I was most alarmed by that last sentence. Things were supposed to be getting a lot better by now, but instead we have seen “a 23% increase in the number of closures since mid-July”. That is not good. And the percentage of businesses on Yelp that are indicating that their closures are “permanent” just keeps rising: "In addition to monitoring closed businesses, Yelp also takes into account the businesses whose closures have become permanent. That number has steadily increased throughout the past six months, now reaching 97,966, representing 60% of closed businesses that won’t be reopening."

So what this means is that none of us should be expecting a return to what we considered to be “normal” prior to 2020. In fact, it is likely that we will see large numbers of businesses continue to fail in the months ahead. According to Fox Business, a whopping 40 percent of all U.S. restaurants “could go under within the next six months”: At least 40% of restaurant operators struggling to stay afloat during the coronavirus pandemic believe their businesses could go under within the next six months if there is no additional stimulus package from the federal government, according to a new survey by the National Restaurant Association. With one in every six restaurants closed permanently or for the “long term,” the industry is on track to lose $240 billion in sales by the end of the year, according to the National Restaurant Association’s findings on the impact COVID-19 has on the restaurant business."

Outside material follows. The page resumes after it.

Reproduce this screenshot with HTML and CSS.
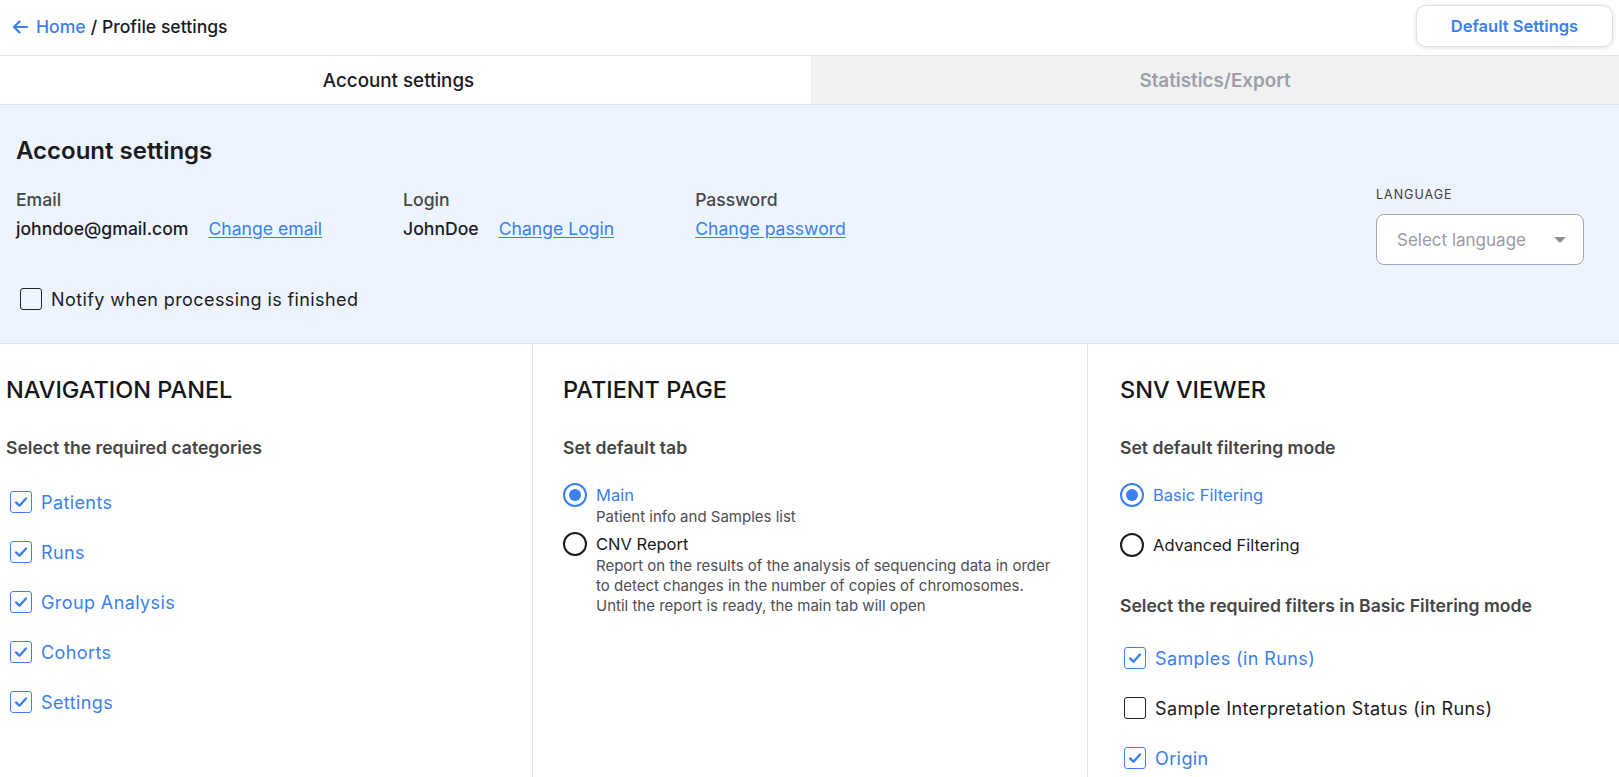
FILE: index.html
```html
<!DOCTYPE html>
<html lang="en">
<head>
<meta charset="utf-8">
<title>Profile settings</title>
<link rel="stylesheet" href="styles.css">
</head>
<body>
<header class="topbar">
  <div class="crumbs">
    <svg class="back" width="16" height="14" viewBox="0 0 16 14"><path d="M15 7H2M7.5 1.5L2 7l5.5 5.5" fill="none" stroke="#3b7ff0" stroke-width="2.2" stroke-linecap="round" stroke-linejoin="round"/></svg>
    <a class="home">Home</a><span class="sep">/ Profile settings</span>
  </div>
  <button class="btn-default">Default Settings</button>
</header>

<nav class="tabs">
  <div class="tab active">Account settings</div>
  <div class="tab">Statistics/Export</div>
</nav>

<section class="account">
  <div class="account-main">
    <h2 class="account-title">Account settings</h2>
    <div class="fields">
      <div class="field">
        <div class="field-label">Email</div>
        <div class="field-row"><span class="field-value">johndoe@gmail.com</span><a class="link">Change email</a></div>
      </div>
      <div class="field">
        <div class="field-label">Login</div>
        <div class="field-row"><span class="field-value">JohnDoe</span><a class="link">Change Login</a></div>
      </div>
      <div class="field">
        <div class="field-label">Password</div>
        <div class="field-row"><a class="link">Change password</a></div>
      </div>
    </div>
    <label class="check notify"><span class="box"></span><span class="check-text">Notify when processing is finished</span></label>
  </div>
  <div class="lang">
    <div class="lang-label">LANGUAGE</div>
    <div class="select"><span>Select language</span><span class="caret"></span></div>
  </div>
</section>

<section class="columns">
  <div class="col col-nav">
    <h3 class="col-title">NAVIGATION PANEL</h3>
    <div class="col-sub">Select the required categories</div>
    <div class="list">
      <label class="check on"><span class="box"><svg viewBox="0 0 22 22"><path d="M5.5 11.5l3.8 3.6L16.5 7.2" fill="none" stroke="#3b7ff0" stroke-width="2.6" stroke-linecap="round" stroke-linejoin="round"/></svg></span><span class="check-text">Patients</span></label>
      <label class="check on"><span class="box"><svg viewBox="0 0 22 22"><path d="M5.5 11.5l3.8 3.6L16.5 7.2" fill="none" stroke="#3b7ff0" stroke-width="2.6" stroke-linecap="round" stroke-linejoin="round"/></svg></span><span class="check-text">Runs</span></label>
      <label class="check on"><span class="box"><svg viewBox="0 0 22 22"><path d="M5.5 11.5l3.8 3.6L16.5 7.2" fill="none" stroke="#3b7ff0" stroke-width="2.6" stroke-linecap="round" stroke-linejoin="round"/></svg></span><span class="check-text">Group Analysis</span></label>
      <label class="check on"><span class="box"><svg viewBox="0 0 22 22"><path d="M5.5 11.5l3.8 3.6L16.5 7.2" fill="none" stroke="#3b7ff0" stroke-width="2.6" stroke-linecap="round" stroke-linejoin="round"/></svg></span><span class="check-text">Cohorts</span></label>
      <label class="check on"><span class="box"><svg viewBox="0 0 22 22"><path d="M5.5 11.5l3.8 3.6L16.5 7.2" fill="none" stroke="#3b7ff0" stroke-width="2.6" stroke-linecap="round" stroke-linejoin="round"/></svg></span><span class="check-text">Settings</span></label>
    </div>
  </div>

  <div class="col col-patient">
    <h3 class="col-title">PATIENT PAGE</h3>
    <div class="col-sub">Set default tab</div>
    <div class="radios">
      <div class="radio on">
        <span class="dot"></span>
        <div class="radio-body">
          <div class="radio-label">Main</div>
          <div class="radio-desc">Patient info and Samples list</div>
        </div>
      </div>
      <div class="radio">
        <span class="dot"></span>
        <div class="radio-body">
          <div class="radio-label">CNV Report</div>
          <div class="radio-desc">Report on the results of the analysis of sequencing data in order to detect changes in the number of copies of chromosomes. Until the report is ready, the main tab will open</div>
        </div>
      </div>
    </div>
  </div>

  <div class="col col-snv">
    <h3 class="col-title">SNV VIEWER</h3>
    <div class="col-sub">Set default filtering mode</div>
    <div class="radios spaced">
      <div class="radio on"><span class="dot"></span><div class="radio-label">Basic Filtering</div></div>
      <div class="radio"><span class="dot"></span><div class="radio-label">Advanced Filtering</div></div>
    </div>
    <div class="col-sub sub2">Select the required filters in Basic Filtering mode</div>
    <div class="list">
      <label class="check on"><span class="box"><svg viewBox="0 0 22 22"><path d="M5.5 11.5l3.8 3.6L16.5 7.2" fill="none" stroke="#3b7ff0" stroke-width="2.6" stroke-linecap="round" stroke-linejoin="round"/></svg></span><span class="check-text">Samples (in Runs)</span></label>
      <label class="check"><span class="box"></span><span class="check-text">Sample Interpretation Status (in Runs)</span></label>
      <label class="check on"><span class="box"><svg viewBox="0 0 22 22"><path d="M5.5 11.5l3.8 3.6L16.5 7.2" fill="none" stroke="#3b7ff0" stroke-width="2.6" stroke-linecap="round" stroke-linejoin="round"/></svg></span><span class="check-text">Origin</span></label>
    </div>
  </div>
</section>
</body>
</html>
```

FILE: styles.css
```css
* { box-sizing: border-box; }

html, body {
  margin: 0;
  padding: 0;
  background: #ffffff;
  font-family: Inter, "Noto Sans", sans-serif;
  color: #1b1b1f;
  overflow: hidden;
}

.topbar {
  height: 56px;
  display: flex;
  align-items: center;
  justify-content: space-between;
  padding: 0 6px 0 12px;
  border-bottom: 1px solid #e2e3ea;
}

.crumbs {
  display: flex;
  align-items: center;
  font-size: 17.6px;
  font-weight: 500;
  margin-top: -2px;
}

.back { margin-right: 8px; }

.home { color: #3b7ff0; margin-right: 5px; }

.sep { color: #1b1b1f; }

.btn-default {
  width: 197px;
  height: 42px;
  background: #fff;
  border: 1px solid #dcdfe8;
  border-radius: 10px;
  box-shadow: 0 1px 4px rgba(40, 50, 80, 0.14);
  color: #3b7ff0;
  font-family: inherit;
  font-size: 16.5px;
  font-weight: 600;
  margin-top: -4px;
}

.tabs {
  display: grid;
  grid-template-columns: 811px 1fr;
  height: 49px;
  border-bottom: 1px solid #e2e3ea;
}

.tab {
  display: flex;
  align-items: center;
  justify-content: center;
  font-size: 18.8px;
  font-weight: 600;
  color: #9d9dab;
  background: #f1f1f1;
}

.tab.active {
  background: #fff;
  color: #1b1b1f;
  font-weight: 500;
  padding-right: 14px;
}

.account {
  display: flex;
  background: #eef4fe;
  padding: 31px 35px 33px 16px;
  border-bottom: 1px solid #e0e3ea;
}

.account-main { flex: 1; }

.account-title {
  margin: 0;
  font-size: 24px;
  line-height: 30px;
  font-weight: 600;
}

.fields {
  display: flex;
  gap: 81px;
  margin-top: 23px;
}

.field-label {
  font-size: 17.6px;
  line-height: 22px;
  font-weight: 500;
  color: #474747;
}

.field-row {
  display: flex;
  align-items: center;
  gap: 20px;
  margin-top: 7px;
  line-height: 22px;
}

.field-value {
  font-size: 17.6px;
  font-weight: 500;
  color: #1b1b1f;
}

.link {
  font-size: 17.6px;
  color: #3b7ff0;
  text-decoration: underline;
  text-underline-offset: 2px;
}

.check {
  display: flex;
  align-items: center;
  gap: 9px;
  height: 22px;
}

.box {
  width: 22px;
  height: 22px;
  border: 1.8px solid #222;
  border-radius: 3px;
  display: flex;
  background: transparent;
  flex: none;
}

.box svg { width: 100%; height: 100%; }

.check.on .box { border-color: #3b7ff0; }

.check-text {
  font-size: 18px;
  letter-spacing: 0.4px;
  color: #1b1b1f;
}

.check.on .check-text { color: #3b7ff0; }

.notify {
  margin-top: 48px;
  margin-left: 4px;
}

.lang { padding-top: 51px; width: 208px; }

.lang-label {
  font-size: 12.5px;
  line-height: 16px;
  letter-spacing: 1px;
  color: #3a3a3a;
}

.select {
  margin-top: 11px;
  height: 51px;
  background: #fff;
  border: 1px solid #a4a4b2;
  border-radius: 8px;
  display: flex;
  align-items: center;
  justify-content: space-between;
  padding: 0 17px 0 20px;
  font-size: 17px;
  color: #9a9aa8;
}

.caret {
  width: 0;
  height: 0;
  border-left: 6px solid transparent;
  border-right: 6px solid transparent;
  border-top: 6px solid #8e8e9c;
}

.columns {
  display: grid;
  grid-template-columns: 533px 555px 1fr;
  height: 440px;
}

.col {
  padding-top: 32px;
  border-right: 1px solid #e2e3ea;
}

.col:last-child { border-right: none; }

.col-nav { padding-left: 6px; }
.col-patient { padding-left: 30px; }
.col-snv { padding-left: 32px; }

.col-title {
  margin: 0;
  font-size: 23.5px;
  line-height: 28px;
  font-weight: 500;
  color: #15161a;
}

.col-sub {
  margin-top: 34px;
  font-size: 17.6px;
  line-height: 20px;
  font-weight: 600;
  color: #454545;
}

.list {
  display: flex;
  flex-direction: column;
  gap: 28px;
  margin-top: 33px;
  padding-left: 4px;
}

.col-snv .list { margin-top: 31px; gap: 28px; }

.radios {
  display: flex;
  flex-direction: column;
  gap: 5px;
  margin-top: 25px;
}

.radios.spaced { gap: 26px; }

.radio {
  display: flex;
  align-items: flex-start;
  gap: 9px;
}

.dot {
  width: 24px;
  height: 24px;
  border-radius: 50%;
  border: 2px solid #1b1b1f;
  flex: none;
  position: relative;
}

.radio.on .dot { border-color: #3b7ff0; }

.radio.on .dot::after {
  content: "";
  position: absolute;
  left: 4px;
  top: 4px;
  width: 12px;
  height: 12px;
  border-radius: 50%;
  background: #3b7ff0;
}

.radio-label {
  font-size: 16.5px;
  line-height: 24px;
  font-weight: 400;
  color: #1b1b1f;
}

.radio.on .radio-label { color: #3b7ff0; }

.radio-desc {
  font-size: 15px;
  line-height: 20px;
  color: #4e4e55;
  max-width: 458px;
}

.col-sub.sub2 { margin-top: 39px; }
```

So what do you think? Should we bail out the restaurant industry? By the way, the airline industry really wants a bailout too. And just about every other industry is looking for government help as well. The reason why almost everyone has their hands out is because we have plunged into a crippling economic depression, and everyone is starting to realize that there is no end in sight to this downturn.

Of course most average citizens also want another round of “stimulus checks” from the federal government, and we are being told that there is a really good chance that “the economy backslides” if that does not happen: "Lawmakers remain deadlocked over a measure to provide another round of $1,200 checks to most households and more aid to struggling small businesses and unemployed Americans. Most saw the money they received from Congress’s $2.2 trillion CARES Act run dry over the summer. “If they don’t” approve another stimulus, “they’re taking a huge risk, says Mark Zandi chief economist of Moody’s Analytics. “The odds are better than even the economy backslides.

We have already stolen several trillion dollars from future generations of Americans so far this year to fund “stimulus packages”, and so a lot of people figure that it probably wouldn’t make that much of a difference if we stole several trillion more to fund another one. And the Federal Reserve has been flooding the financial system with so much new money that it makes everything that they have ever done in the past look completely insignificant.

In the process, our authorities are systematically destroying the reserve currency that the entire globe depends upon, but at this point very few people seem to care. So we continue to steamroll toward economic oblivion, and nobody is even thinking about hitting the brakes.

In the USA Today article that I quoted at the start of this piece, the author stated that it is “impossible to know if the worst is behind us or still lies ahead”: "Many of us are vacillating between horror and disbelief at what can only be described as an American nightmare. Devastation doesn’t cover it. It’s impossible to know if the worst is behind us or still lies ahead. Of course that is not true at all. In fact, it is exceeding clear that what is ahead of us is going to be much, much worse than what we have already experienced. But most Americans don’t want to hear that.

Most of us just want to cling to the belief that someday we will wake up and everything will have returned to normal. That may happen in fairy tales, but this is real life, and real life simply does not work that way."